The novel began with a title. My novels, in fact, all of my stories in all their forms, generally do. I have titles that I haven’t written stories for, but no stories that I don’t have titles for. Titles are important; they’re part of what drives the writing.


Today, I had a lovely e-mail from the lovely publisher of this, my latest novel, due for release in 2021. The publisher wanted to ask me if I was wedded to the title, and he made a suggestion as to what the book might be called.


The title came first. I’ve been calling this novel by its title since March 12, when I sat down to write, or, more probably since before March 12, when I first began to think I’d write this novel… My memory is cloudy as to the details.

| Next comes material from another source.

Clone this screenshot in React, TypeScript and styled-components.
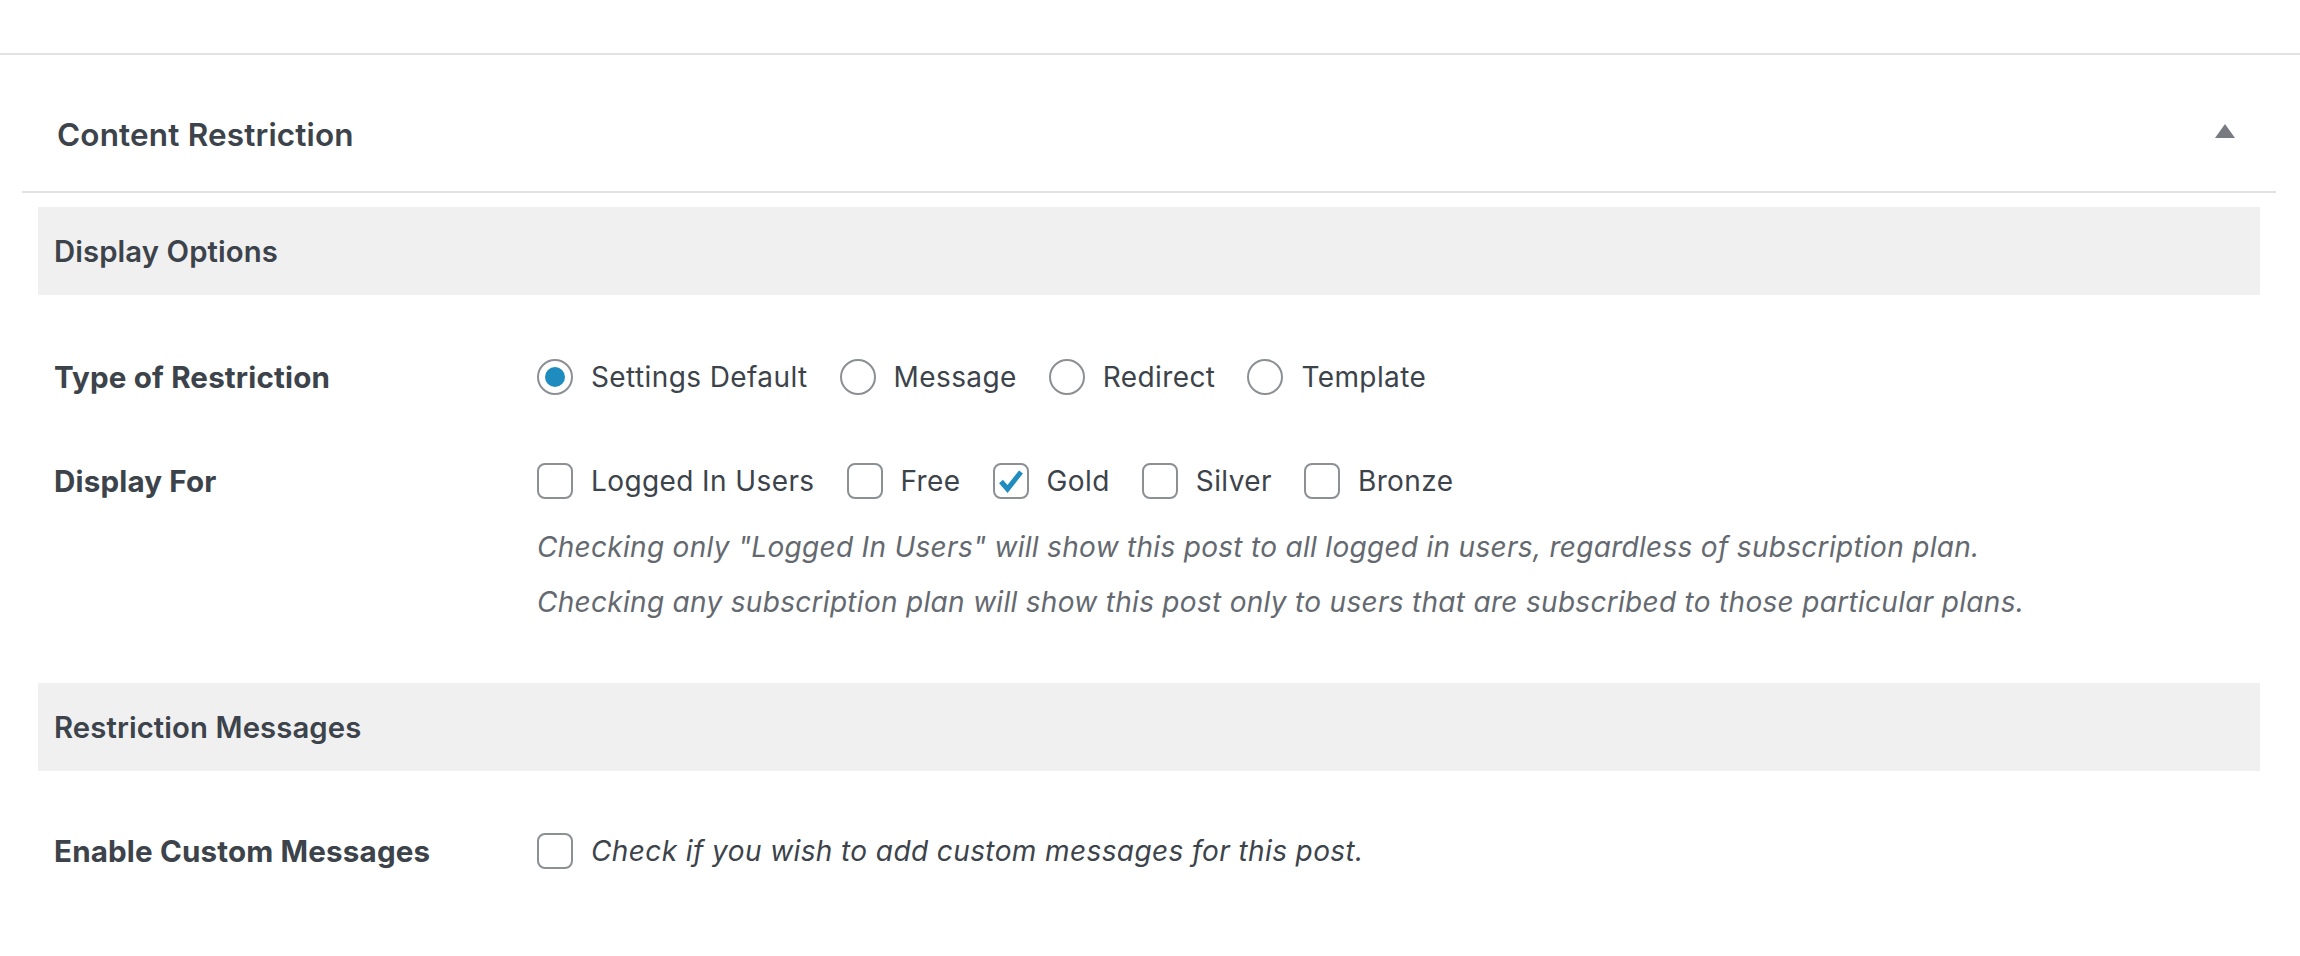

The publisher was right, though. The title he had lifted from the novel is more appropriate, more compelling, more apposite, and it leaves less room for confusion.


In my head, this novel will probably always have the title I gave it nine-plus months ago; I won’t be changing the folder label on my desktop. Today it has a new, better title, which the reader will know it by, and that’s absolutely fine with me.